Of renames, copying, identity, workflows and code review [LONG]
John Arbash Meinel
john at arbash-meinel.com
Wed Jan 23 18:08:18 GMT 2008
A very interesting read. I think you struck on a few interesting pieces.
One bit is that I would highly recommend doing more commits. Having 1
commit that has 50 changes touching 20 files is a bit much. I realize it
happens.

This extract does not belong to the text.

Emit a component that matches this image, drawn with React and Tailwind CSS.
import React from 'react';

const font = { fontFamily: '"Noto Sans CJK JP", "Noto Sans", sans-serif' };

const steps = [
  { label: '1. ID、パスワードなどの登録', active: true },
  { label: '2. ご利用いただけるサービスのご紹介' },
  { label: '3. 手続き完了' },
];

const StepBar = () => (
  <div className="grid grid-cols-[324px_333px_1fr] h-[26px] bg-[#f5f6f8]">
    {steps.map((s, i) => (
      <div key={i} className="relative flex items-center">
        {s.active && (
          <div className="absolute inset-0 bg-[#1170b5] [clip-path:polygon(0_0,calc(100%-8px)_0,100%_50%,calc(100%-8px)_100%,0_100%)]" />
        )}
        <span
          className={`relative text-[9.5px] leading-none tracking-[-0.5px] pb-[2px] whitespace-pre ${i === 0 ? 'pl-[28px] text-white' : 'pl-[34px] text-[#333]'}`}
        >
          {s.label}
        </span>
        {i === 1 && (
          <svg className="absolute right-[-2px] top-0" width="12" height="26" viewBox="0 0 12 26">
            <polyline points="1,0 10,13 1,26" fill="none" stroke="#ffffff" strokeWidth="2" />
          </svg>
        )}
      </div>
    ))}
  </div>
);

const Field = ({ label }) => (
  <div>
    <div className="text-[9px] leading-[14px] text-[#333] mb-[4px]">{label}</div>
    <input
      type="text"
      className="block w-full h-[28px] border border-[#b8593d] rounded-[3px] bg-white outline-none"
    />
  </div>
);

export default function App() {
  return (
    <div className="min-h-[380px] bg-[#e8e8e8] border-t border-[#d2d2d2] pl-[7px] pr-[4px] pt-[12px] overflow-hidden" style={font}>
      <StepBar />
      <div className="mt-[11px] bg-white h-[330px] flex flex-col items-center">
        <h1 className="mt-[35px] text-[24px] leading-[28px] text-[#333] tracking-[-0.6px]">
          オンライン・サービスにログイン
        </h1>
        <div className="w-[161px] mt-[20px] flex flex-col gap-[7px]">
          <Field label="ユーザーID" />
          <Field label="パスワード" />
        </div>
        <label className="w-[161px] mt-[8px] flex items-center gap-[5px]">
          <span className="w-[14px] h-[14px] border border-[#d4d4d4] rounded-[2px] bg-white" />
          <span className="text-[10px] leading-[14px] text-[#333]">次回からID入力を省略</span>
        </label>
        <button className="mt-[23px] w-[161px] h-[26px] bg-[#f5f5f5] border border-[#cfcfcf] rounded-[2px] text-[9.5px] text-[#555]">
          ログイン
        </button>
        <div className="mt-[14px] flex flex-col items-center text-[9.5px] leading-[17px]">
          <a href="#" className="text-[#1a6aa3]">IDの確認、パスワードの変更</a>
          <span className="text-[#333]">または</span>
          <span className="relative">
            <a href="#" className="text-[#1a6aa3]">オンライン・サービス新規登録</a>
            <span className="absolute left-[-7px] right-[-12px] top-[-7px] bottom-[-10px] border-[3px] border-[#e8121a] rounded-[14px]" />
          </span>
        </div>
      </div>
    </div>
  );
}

But it isn't *recommended* practice.
Bazaar recommends the workflow of creating a feature branch, doing lots
of commits there, and then the merge back into mainline is the
all-at-once feature merge.
Committing changes as you go gives better annotations, more obvious
step-by-step of what went on, and also helps keep the developer from
forgetting "why did I do X".
This isn't meant to detract from your discussion, though.
We are slowly considering per-file commit messages, which would also
help give you the "overall change this commit introduces" separate from
"this hunk in this file was changed because of X,Y and Z".

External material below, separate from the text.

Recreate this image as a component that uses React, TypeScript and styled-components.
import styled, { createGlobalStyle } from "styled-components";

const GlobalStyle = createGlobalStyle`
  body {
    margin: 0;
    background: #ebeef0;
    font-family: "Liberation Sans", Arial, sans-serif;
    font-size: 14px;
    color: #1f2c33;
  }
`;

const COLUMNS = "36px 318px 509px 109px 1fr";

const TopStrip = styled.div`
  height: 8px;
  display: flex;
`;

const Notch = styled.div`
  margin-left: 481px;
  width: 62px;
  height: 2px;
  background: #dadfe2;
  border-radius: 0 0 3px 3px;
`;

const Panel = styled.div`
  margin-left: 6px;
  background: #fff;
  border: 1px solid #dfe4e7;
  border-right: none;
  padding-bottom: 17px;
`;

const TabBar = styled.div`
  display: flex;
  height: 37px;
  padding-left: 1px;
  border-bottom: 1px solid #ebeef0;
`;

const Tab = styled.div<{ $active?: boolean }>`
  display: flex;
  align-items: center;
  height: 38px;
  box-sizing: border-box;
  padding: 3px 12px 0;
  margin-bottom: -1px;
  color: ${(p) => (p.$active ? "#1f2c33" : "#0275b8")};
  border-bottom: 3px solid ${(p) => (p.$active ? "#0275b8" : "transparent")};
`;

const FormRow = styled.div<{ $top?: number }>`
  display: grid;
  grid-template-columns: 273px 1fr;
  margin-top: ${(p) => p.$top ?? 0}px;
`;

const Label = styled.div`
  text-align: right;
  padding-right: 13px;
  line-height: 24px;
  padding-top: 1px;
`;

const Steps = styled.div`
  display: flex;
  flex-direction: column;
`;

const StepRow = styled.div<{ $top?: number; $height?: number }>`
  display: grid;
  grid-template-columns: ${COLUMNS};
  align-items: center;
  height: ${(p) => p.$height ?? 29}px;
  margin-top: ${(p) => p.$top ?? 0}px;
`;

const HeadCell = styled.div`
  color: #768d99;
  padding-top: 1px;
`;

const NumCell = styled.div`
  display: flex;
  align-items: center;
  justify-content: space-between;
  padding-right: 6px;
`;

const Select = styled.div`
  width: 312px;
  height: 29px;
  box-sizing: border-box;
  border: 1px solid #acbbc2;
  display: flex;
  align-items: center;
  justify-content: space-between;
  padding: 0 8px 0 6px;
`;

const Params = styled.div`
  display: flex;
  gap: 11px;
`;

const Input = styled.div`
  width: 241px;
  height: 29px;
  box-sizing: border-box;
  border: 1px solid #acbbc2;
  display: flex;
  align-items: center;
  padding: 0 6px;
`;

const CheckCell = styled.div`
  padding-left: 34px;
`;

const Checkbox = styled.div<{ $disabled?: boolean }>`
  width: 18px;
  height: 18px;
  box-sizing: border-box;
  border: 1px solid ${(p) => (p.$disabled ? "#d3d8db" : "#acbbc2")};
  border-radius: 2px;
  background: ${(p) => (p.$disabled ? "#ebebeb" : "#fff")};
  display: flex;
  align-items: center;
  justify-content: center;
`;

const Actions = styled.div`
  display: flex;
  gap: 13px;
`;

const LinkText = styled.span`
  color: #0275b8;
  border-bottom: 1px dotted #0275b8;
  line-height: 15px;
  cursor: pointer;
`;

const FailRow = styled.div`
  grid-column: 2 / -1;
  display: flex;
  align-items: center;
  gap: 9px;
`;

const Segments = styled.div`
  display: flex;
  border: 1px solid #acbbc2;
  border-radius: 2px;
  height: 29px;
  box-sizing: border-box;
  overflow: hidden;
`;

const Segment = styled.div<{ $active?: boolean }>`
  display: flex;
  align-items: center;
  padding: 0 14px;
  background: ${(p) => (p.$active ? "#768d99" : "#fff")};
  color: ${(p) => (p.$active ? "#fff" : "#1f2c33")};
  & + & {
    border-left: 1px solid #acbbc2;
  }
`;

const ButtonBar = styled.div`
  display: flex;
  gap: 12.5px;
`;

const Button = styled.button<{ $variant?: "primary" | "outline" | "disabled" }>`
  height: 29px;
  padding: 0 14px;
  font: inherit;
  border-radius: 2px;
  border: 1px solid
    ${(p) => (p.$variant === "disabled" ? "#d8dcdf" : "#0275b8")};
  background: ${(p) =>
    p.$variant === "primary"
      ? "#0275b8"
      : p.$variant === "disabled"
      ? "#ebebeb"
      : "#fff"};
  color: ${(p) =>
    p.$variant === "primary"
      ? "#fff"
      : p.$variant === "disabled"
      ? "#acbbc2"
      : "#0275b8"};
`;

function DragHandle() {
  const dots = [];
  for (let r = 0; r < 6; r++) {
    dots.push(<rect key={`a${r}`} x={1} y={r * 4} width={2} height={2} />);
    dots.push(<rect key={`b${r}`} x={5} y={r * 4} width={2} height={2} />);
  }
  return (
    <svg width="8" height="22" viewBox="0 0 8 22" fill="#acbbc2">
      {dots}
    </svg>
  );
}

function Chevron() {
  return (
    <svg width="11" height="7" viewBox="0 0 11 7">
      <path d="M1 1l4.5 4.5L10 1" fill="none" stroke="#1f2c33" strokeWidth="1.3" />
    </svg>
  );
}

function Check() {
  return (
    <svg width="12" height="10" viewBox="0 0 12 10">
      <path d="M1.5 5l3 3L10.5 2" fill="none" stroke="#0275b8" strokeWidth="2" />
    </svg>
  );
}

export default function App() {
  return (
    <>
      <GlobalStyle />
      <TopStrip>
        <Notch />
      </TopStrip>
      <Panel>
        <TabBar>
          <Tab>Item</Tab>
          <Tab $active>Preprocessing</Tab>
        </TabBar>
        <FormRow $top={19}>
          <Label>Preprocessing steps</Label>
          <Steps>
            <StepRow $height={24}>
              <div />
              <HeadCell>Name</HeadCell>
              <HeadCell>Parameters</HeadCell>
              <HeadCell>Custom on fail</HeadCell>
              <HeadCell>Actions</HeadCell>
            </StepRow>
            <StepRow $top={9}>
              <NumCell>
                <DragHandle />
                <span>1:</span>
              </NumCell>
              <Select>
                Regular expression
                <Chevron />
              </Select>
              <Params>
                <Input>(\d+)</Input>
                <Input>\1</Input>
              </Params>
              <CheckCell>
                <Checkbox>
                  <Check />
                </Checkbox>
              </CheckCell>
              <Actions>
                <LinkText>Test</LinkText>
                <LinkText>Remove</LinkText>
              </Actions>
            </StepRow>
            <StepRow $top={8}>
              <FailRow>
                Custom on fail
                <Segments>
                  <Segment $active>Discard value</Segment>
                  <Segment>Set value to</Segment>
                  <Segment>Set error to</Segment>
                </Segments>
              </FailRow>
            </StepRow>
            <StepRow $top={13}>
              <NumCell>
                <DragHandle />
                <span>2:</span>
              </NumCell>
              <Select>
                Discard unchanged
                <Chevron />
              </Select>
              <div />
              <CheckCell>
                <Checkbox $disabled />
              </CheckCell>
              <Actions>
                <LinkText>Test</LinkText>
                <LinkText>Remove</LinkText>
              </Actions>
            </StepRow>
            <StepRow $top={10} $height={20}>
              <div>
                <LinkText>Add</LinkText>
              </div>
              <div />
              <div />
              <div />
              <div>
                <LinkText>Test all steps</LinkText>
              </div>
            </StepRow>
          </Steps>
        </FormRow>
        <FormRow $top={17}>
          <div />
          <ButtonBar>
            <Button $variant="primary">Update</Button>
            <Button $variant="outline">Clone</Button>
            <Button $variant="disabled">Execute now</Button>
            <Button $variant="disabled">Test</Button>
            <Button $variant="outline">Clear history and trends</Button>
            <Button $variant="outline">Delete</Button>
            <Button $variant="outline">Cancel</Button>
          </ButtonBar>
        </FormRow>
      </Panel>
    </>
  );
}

I think your idea has merit, and having per-hunk tracking could be
interesting. I know Aaron has thought a lot about per-line, or more
accurately edge tracking. (Tracking the relation on what line is next to
what line.)
Inferring line identity is a bit tricky (is that the same line with a
small change, or should it be considered a different line), but adding
some UI to interact with the changes might help resolve that. There is
always a concern about *not* conflicting when a conflict might be
reasonable. If A modifies something and B moves it, it may do something
entirely different in point B.
John
=:->
John Yates wrote:
> "Je n'ai fait celle-ci plus longue que parceque je n'ai pas eu le
> loisir de la faire plus courte." (I have only made this [letter]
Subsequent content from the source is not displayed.